Storia is in beta now and available for Windows PC through the website; an iPad version is coming later this month. The app itself is free and comes with five free e-books. A store contains over 1,000 other children’s e-books—many available in digital format for the first time—that can be sorted by grade level, reading level, age and character/series.

When the app officially launches in the fall, it will contain over 2,000 titles, reports the AP, “that can be bought directly from the publisher or from retailers.” But the Storia website also says, “Since Storia eBooks come with special features to enhance your child’s reading experience, Storia eBooks can only be read on the Storia eReading app.” I’m clarifying this with Scholastic—if these books are essentially apps that won’t be sold through e-bookstores like Kindle and Nook, that is certainly noteworthy.

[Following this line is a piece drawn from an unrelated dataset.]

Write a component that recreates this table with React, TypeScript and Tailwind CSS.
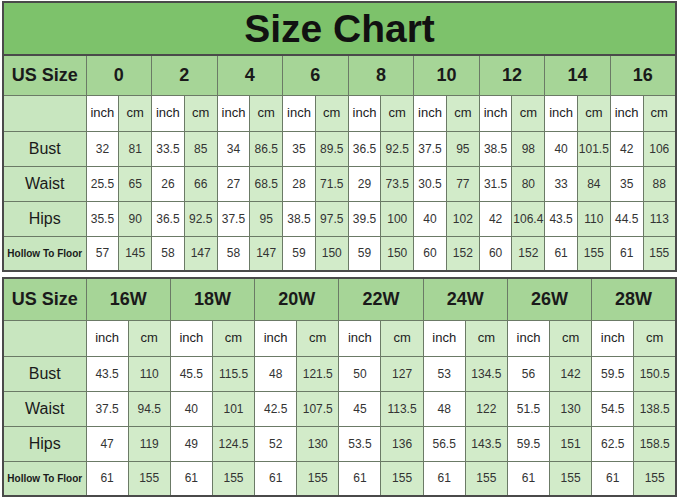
import React from "react";

type Row = { label: string; small?: boolean; values: string[] };

const topSizes = ["0", "2", "4", "6", "8", "10", "12", "14", "16"];
const topRows: Row[] = [
  { label: "Bust", values: ["32", "81", "33.5", "85", "34", "86.5", "35", "89.5", "36.5", "92.5", "37.5", "95", "38.5", "98", "40", "101.5", "42", "106"] },
  { label: "Waist", values: ["25.5", "65", "26", "66", "27", "68.5", "28", "71.5", "29", "73.5", "30.5", "77", "31.5", "80", "33", "84", "35", "88"] },
  { label: "Hips", values: ["35.5", "90", "36.5", "92.5", "37.5", "95", "38.5", "97.5", "39.5", "100", "40", "102", "42", "106.4", "43.5", "110", "44.5", "113"] },
  { label: "Hollow To Floor", small: true, values: ["57", "145", "58", "147", "58", "147", "59", "150", "59", "150", "60", "152", "60", "152", "61", "155", "61", "155"] },
];

const bottomSizes = ["16W", "18W", "20W", "22W", "24W", "26W", "28W"];
const bottomRows: Row[] = [
  { label: "Bust", values: ["43.5", "110", "45.5", "115.5", "48", "121.5", "50", "127", "53", "134.5", "56", "142", "59.5", "150.5"] },
  { label: "Waist", values: ["37.5", "94.5", "40", "101", "42.5", "107.5", "45", "113.5", "48", "122", "51.5", "130", "54.5", "138.5"] },
  { label: "Hips", values: ["47", "119", "49", "124.5", "52", "130", "53.5", "136", "56.5", "143.5", "59.5", "151", "62.5", "158.5"] },
  { label: "Hollow To Floor", small: true, values: ["61", "155", "61", "155", "61", "155", "61", "155", "61", "155", "61", "155", "61", "155"] },
];

const cell = "border border-[#6b7a66] text-center align-middle p-0";

function ChartTable({ sizes, rows, headH, title }: { sizes: string[]; rows: Row[]; headH: string; title?: boolean }) {
  return (
    <table className="w-[675px] table-fixed border-collapse border-2 border-[#4a4a4a]">
      <colgroup>
        <col className="w-[83px]" />
        {sizes.map((s) => (
          <React.Fragment key={s}>
            <col />
            <col />
          </React.Fragment>
        ))}
      </colgroup>
      <tbody>
        {title && (
          <tr className="h-[53px]">
            <td colSpan={sizes.length * 2 + 1} className="border-2 border-[#4a4a4a] bg-[#7dc26b] text-center text-[39px] font-bold leading-none text-[#111]">
              Size Chart
            </td>
          </tr>
        )}
        <tr className={headH}>
          <td className={`${cell} bg-[#a6d597] text-[18px] font-bold text-[#1a1a1a]`}>US Size</td>
          {sizes.map((s) => (
            <td key={s} colSpan={2} className={`${cell} bg-[#a6d597] text-[18px] font-bold text-[#1a1a1a]`}>
              {s}
            </td>
          ))}
        </tr>
        <tr className="h-[36px]">
          <td className={`${cell} bg-[#c8e6bf]`} />
          {sizes.map((s) => (
            <React.Fragment key={s}>
              <td className={`${cell} bg-white text-[13px] text-[#222]`}>inch</td>
              <td className={`${cell} bg-[#d2ebc9] text-[13px] text-[#222]`}>cm</td>
            </React.Fragment>
          ))}
        </tr>
        {rows.map((r) => (
          <tr key={r.label} className="h-[35px]">
            <td
              className={`${cell} bg-[#c8e6bf] text-[#1a1a1a] ${r.small ? "text-[10px] font-bold" : "text-[16px]"}`}
            >
              {r.label}
            </td>
            {r.values.map((v, i) => (
              <td
                key={i}
                className={`${cell} text-[12px] text-[#333] ${i % 2 === 0 ? "bg-white" : "bg-[#d2ebc9]"}`}
              >
                {v}
              </td>
            ))}
          </tr>
        ))}
      </tbody>
    </table>
  );
}

export default function App() {
  return (
    <div className="h-[498px] w-[679px] bg-white pt-[1px] pl-[2px] font-['Liberation_Sans',Arial,sans-serif]">
      <div className="flex flex-col gap-[5px]">
        <ChartTable sizes={topSizes} rows={topRows} headH="h-[40px]" title />
        <ChartTable sizes={bottomSizes} rows={bottomRows} headH="h-[42px]" />
      </div>
    </div>
  );
}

via In Major Digitization Effort, Scholastic Launches E-Reading App For Kids | paidContent.

It is  a pretty interesting move and one that I am not surprised by. The shift by Apple some time go makes this kind of move very attractive to publishers of large lists, as I wrote some time ago Apple has created an opportunity in the App space for publishers:

Apple’s more recent decision to enforce tough rules on in-App sales of content has been less popular. It has forced Amazon, Google, B&N and Kobo among others in publishing and other creative industries, to change their Apps to disable links to their ebook or content stores. Further it made it impossible for an ebook retailer to sell an ebook through the Apple in-App purchase system without giving 30% to Apple. Nasty eh?

The opportunity this created and that everyone missed , even me (till this weekend when it dawned on me), is for publishers to go direct to consumers and launch their own apps selling ebooks to readers.

Think about it, ebook retailers cannot make money from selling ebooks via Apple’s in-App sales because their margins simply won’t stretch that far. In the case of Agency titles they would be losing money, even on self-published works they might be losing money. However, a publisher, selling direct through their own app, or even a branded app in partnership with a number of other publishers in a given genre, could easily afford the 30% charge and even an administration charge too so long as it was kept low.

Apple has shifted the economics of the App-economy to disintermediate the distributors and empower the content producer. Sure, in doing so they have gained power and revenue potential for themselves, but they have created an opportunity for a savvy publisher who has a brand that readers identify with.

I would expect to see more of these from larger publishers as well as specialist ones (Witness for instance Amber Books’ Military History app). They make sense and they will hopefully sell books.

The question is whether they lead to the building of relationships with readers, a crucial gap in what iOS offers publishers. That lack of customer data was reportedly one reason why the FT eschews the app store for their own HTML based apps and subscription options.

There are many angles to cover and such apps can only form part of an overall strategy but I think Storia suggests large publishers are looking for opportunities and acting when they seem them!